SHORT PROBLEM
Retype exactly what runs from the first line of the data to the line with "planes de acción", keeping both of those lines and skipping pictures.

INFORMATION SUPPLIED
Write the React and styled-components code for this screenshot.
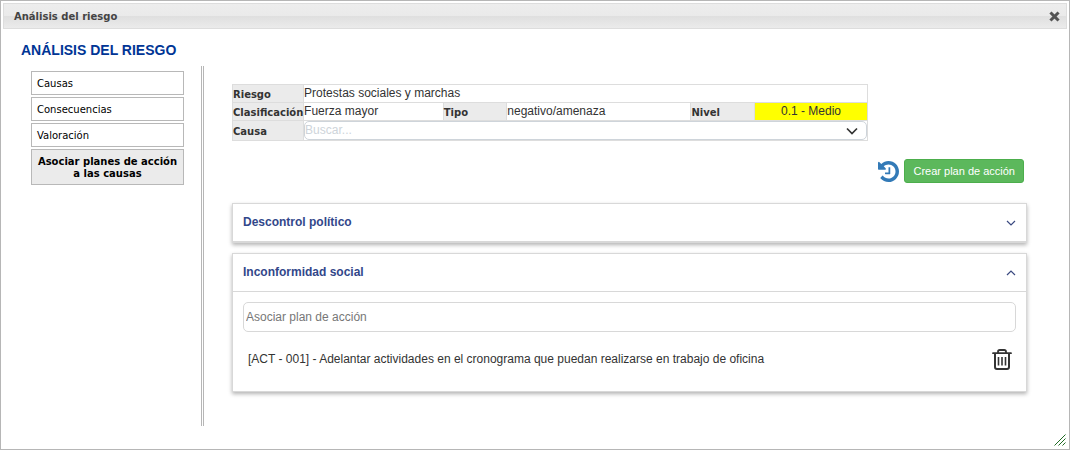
import React, { useState } from "react";
import styled, { createGlobalStyle } from "styled-components";

const ITEMS = ["Causas", "Consecuencias", "Valoración", "Asociar planes de acción a las causas"];

function App() {
    const [active, setActive] = useState(3);
    const [open, setOpen] = useState({ politico: false, social: true });
    const toggle = (key) => setOpen({ ...open, [key]: !open[key] });

    return (
        <>
            <GlobalStyle />
            <Dialog>
                <TitleBar>
                    <span>Análisis del riesgo</span>
                    <CloseButton type="button" aria-label="Cerrar">
                        <svg width="11" height="11" viewBox="0 0 11 11">
                            <path d="M2.5 2.5L8.5 8.5M8.5 2.5L2.5 8.5" stroke="#555" strokeWidth="3" strokeLinecap="square" />
                        </svg>
                    </CloseButton>
                </TitleBar>
                <Heading>ANÁLISIS DEL RIESGO</Heading>
                <Body>
                    <Menu>
                        {ITEMS.map((item, i) => (
                            <MenuButton key={item} type="button" $active={i === active} onClick={() => setActive(i)}>
                                {item}
                            </MenuButton>
                        ))}
                    </Menu>
                    <Main>
                        <InfoTable>
                            <colgroup>
                                <Col $width="11.2%" />
                                <Col $width="22%" />
                                <Col $width="10%" />
                                <Col $width="29%" />
                                <Col $width="10%" />
                                <Col $width="17.8%" />
                            </colgroup>
                            <tbody>
                                <tr>
                                    <Label scope="row">Riesgo</Label>
                                    <Value colSpan={5}>Protestas sociales y marchas</Value>
                                </tr>
                                <tr>
                                    <Label scope="row">Clasificación</Label>
                                    <Value>Fuerza mayor</Value>
                                    <Label scope="row">Tipo</Label>
                                    <Value>negativo/amenaza</Value>
                                    <Label scope="row">Nivel</Label>
                                    <Value $level>0.1 - Medio</Value>
                                </tr>
                                <tr>
                                    <Label scope="row"><label htmlFor="causa">Causa</label></Label>
                                    <Value colSpan={5}>
                                        <SelectBox>
                                            <Select id="causa" defaultValue="">
                                                <option value="">Buscar...</option>
                                                <option>Descontrol político</option>
                                                <option>Inconformidad social</option>
                                            </Select>
                                            <SelectArrow width="12" height="8" viewBox="0 0 12 8">
                                                <path d="M1 1.5L6 6.5L11 1.5" fill="none" stroke="#333" strokeWidth="1.7" />
                                            </SelectArrow>
                                        </SelectBox>
                                    </Value>
                                </tr>
                            </tbody>
                        </InfoTable>
                        <Actions>
                            <IconButton type="button" aria-label="Historial">
                                <HistoryIcon />
                            </IconButton>
                            <CreateButton type="button">Crear plan de acción</CreateButton>
                        </Actions>
                        <Panels>
                            <Panel>
                                <PanelHeader type="button" aria-expanded={open.politico} onClick={() => toggle("politico")}>
                                    Descontrol político
                                    <Chevron open={open.politico} />
                                </PanelHeader>
                            </Panel>
                            <Panel>
                                <PanelHeader type="button" aria-expanded={open.social} onClick={() => toggle("social")}>
                                    Inconformidad social
                                    <Chevron open={open.social} />
                                </PanelHeader>
                                {open.social && (
                                    <PanelBody>
                                        <PlanInput type="text" aria-label="Asociar plan de acción" placeholder="Asociar plan de acción" />
                                        <PlanRow>
                                            <span>[ACT - 001] - Adelantar actividades en el cronograma que puedan realizarse en trabajo de oficina</span>
                                            <IconButton type="button" aria-label="Eliminar">
                                                <TrashIcon />
                                            </IconButton>
                                        </PlanRow>
                                    </PanelBody>
                                )}
                            </Panel>
                        </Panels>
                    </Main>
                </Body>
                <ResizeGrip width="12" height="12" viewBox="0 0 12 12">
                    <path d="M0.5 11.5L11.5 0.5M4.5 11.5L11.5 4.5M8.5 11.5L11.5 8.5" stroke="#1f6b24" strokeWidth="1" />
                </ResizeGrip>
            </Dialog>
        </>
    );
}

function Chevron({ open }) {
    return (
        <svg width="10" height="6" viewBox="0 0 10 6">
            <path d={open ? "M1 5L5 1L9 5" : "M1 1L5 5L9 1"} fill="none" stroke="#3b4a80" strokeWidth="1.2" />
        </svg>
    );
}

function HistoryIcon() {
    return (
        <svg width="21" height="21" viewBox="0 128 1536 1536">
            <path
                fill="#337ab7"
                d="M1536 896q0 156-61 298t-164 245-245 164-298 61q-172 0-327-72.5t-264-204.5q-7-10-6.5-22.5t8.5-20.5l137-138q10-9 25-9 16 2 23 12 73 95 179 147t225 52q104 0 198.5-40.5t163.5-109.5 109.5-163.5 40.5-198.5-40.5-198.5-109.5-163.5-163.5-109.5-198.5-40.5q-98 0-188 35.5t-160 101.5l137 138q31 30 14 69-17 40-59 40h-448q-26 0-45-19t-19-45v-448q0-42 40-59 39-17 69 14l130 129q107-101 244.5-156.5t284.5-55.5q156 0 298 61t245 164 164 245 61 298zm-640-288v448q0 14-9 23t-23 9h-320q-14 0-23-9t-9-23v-64q0-14 9-23t23-9h224v-352q0-14 9-23t23-9h64q14 0 23 9t9 23z"
            />
        </svg>
    );
}

function TrashIcon() {
    return (
        <svg width="20" height="21" viewBox="0 0 20 21" fill="none" stroke="#333">
            <path d="M1 4.2H19" strokeWidth="1.8" strokeLinecap="round" />
            <path d="M6 4V2.8Q6 1 7.8 1H12.2Q14 1 14 2.8V4" strokeWidth="1.8" />
            <path d="M3 5V18Q3 20 5 20H15Q17 20 17 18V5" strokeWidth="2" />
            <path d="M6.5 8V16.5M10 8V16.5M13.5 8V16.5" strokeWidth="1.6" />
        </svg>
    );
}

const GlobalStyle = createGlobalStyle`
    * {
        box-sizing: border-box;
    }

    body {
        margin: 0;
        background: #fff;
        color: #333;
        font: 12px/17px "Liberation Sans", Arial, sans-serif;
    }

    button, input, select {
        font: inherit;
    }
`

const Dialog = styled.div`
    position: relative;
    min-height: calc(100vh - 1px);
    padding: 2px;
    border: 1px solid #b6b6b6;
`

const TitleBar = styled.div`
    display: flex;
    align-items: center;
    justify-content: space-between;
    height: 26px;
    padding: 1px 6px 0 10px;
    border: 1px solid #ddd;
    background: linear-gradient(#ededed 0%, #eaeaea 50%, #dfdfdf 51%, #ebebeb 100%);
    color: #444;
    font: bold 10px/16px Verdana, "DejaVu Sans", sans-serif;
`

const CloseButton = styled.button`
    display: flex;
    padding: 0;
    border: 0;
    background: none;
    cursor: pointer;
`

const Heading = styled.h1`
    margin: 12px 0 7px 18px;
    color: #003595;
    font-size: 14px;
    line-height: 18px;
`

const Body = styled.div`
    display: flex;
`

const Menu = styled.nav`
    display: flex;
    flex-direction: column;
    flex: none;
    gap: 2px;
    width: 201px;
    min-height: 360px;
    padding: 5px 17px 0 28px;
    border-right: 3px double #b6b6b6;
`

const MenuButton = styled.button`
    padding: 6px 5px 4px;
    border: 1px solid #b8b8b8;
    background: ${(props) => (props.$active ? '#ebebeb' : '#fff')};
    color: #000;
    font: ${(props) => (props.$active ? 'bold' : 'normal')} 10px/12px Verdana, "DejaVu Sans", sans-serif;
    text-align: ${(props) => (props.$active ? 'center' : 'left')};
    cursor: pointer;
`

const Main = styled.main`
    flex: 1;
    min-width: 0;
    padding: 18px 40px 33px 28px;
`

const InfoTable = styled.table`
    width: 80%;
    table-layout: fixed;
    border-collapse: collapse;
`

const Col = styled.col`
    width: ${(props) => props.$width};
`

const Label = styled.th`
    padding: 2px 0 0;
    border: 1px solid #ddd;
    background: #ebebeb;
    font: bold 10px/15px Verdana, "DejaVu Sans", sans-serif;
    text-align: left;
    white-space: nowrap;
`

const Value = styled.td`
    padding: 0;
    border: 1px solid #ddd;
    background: ${(props) => (props.$level ? '#ff0' : '#fff')};
    text-align: ${(props) => (props.$level ? 'center' : 'left')};
    white-space: nowrap;
`

const SelectBox = styled.div`
    position: relative;
    display: flex;
`

const Select = styled.select`
    appearance: none;
    width: 100%;
    height: 19px;
    padding: 0 24px 0 0;
    border: 1px solid #ced4da;
    border-radius: 5px;
    background: #fff;
    color: #ced4da;
    line-height: 17px;
`

const SelectArrow = styled.svg`
    position: absolute;
    top: 6px;
    right: 9px;
    pointer-events: none;
`

const Actions = styled.div`
    display: flex;
    align-items: center;
    justify-content: flex-end;
    gap: 5px;
    margin: 18px 3px 20px 0;
`

const IconButton = styled.button`
    display: flex;
    flex: none;
    padding: 0;
    border: 0;
    background: none;
    cursor: pointer;
`

const CreateButton = styled.button`
    height: 24px;
    padding: 0 8px;
    border: 1px solid #4cae4c;
    border-radius: 3px;
    background: #5cb85c;
    color: #fff;
    font-size: 11px;
    cursor: pointer;
`

const Panels = styled.div`
    display: flex;
    flex-direction: column;
    gap: 10px;
`

const Panel = styled.section`
    border: 1px solid #d8d8d8;
    background: #fff;
    box-shadow: 0 2px 4px rgba(0, 0, 0, 0.3);
`

const PanelHeader = styled.button`
    display: flex;
    align-items: center;
    justify-content: space-between;
    width: 100%;
    height: 38px;
    padding: 0 10px;
    border: 0;
    border-bottom: 1px solid #d8d8d8;
    background: #fff;
    color: #32478a;
    font-weight: bold;
    cursor: pointer;
`

const PanelBody = styled.div`
    padding: 10px 10px 21px;
`

const PlanInput = styled.input`
    display: block;
    width: 100%;
    height: 30px;
    padding: 0 2px;
    border: 1px solid #d8d8d8;
    border-radius: 5px;

    &::placeholder {
        color: #777;
        opacity: 1;
    }
`

const PlanRow = styled.div`
    display: flex;
    align-items: center;
    justify-content: space-between;
    gap: 12px;
    padding: 17px 4px 0 5px;
`

const ResizeGrip = styled.svg`
    position: absolute;
    right: 3px;
    bottom: 3px;
`

export default App;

WRITTEN SOLUTION
Write the React and styled-components code for this screenshot.
import React, { useState } from "react";
import styled, { createGlobalStyle } from "styled-components";

const ITEMS = ["Causas", "Consecuencias", "Valoración", "Asociar planes de acción a las causas"];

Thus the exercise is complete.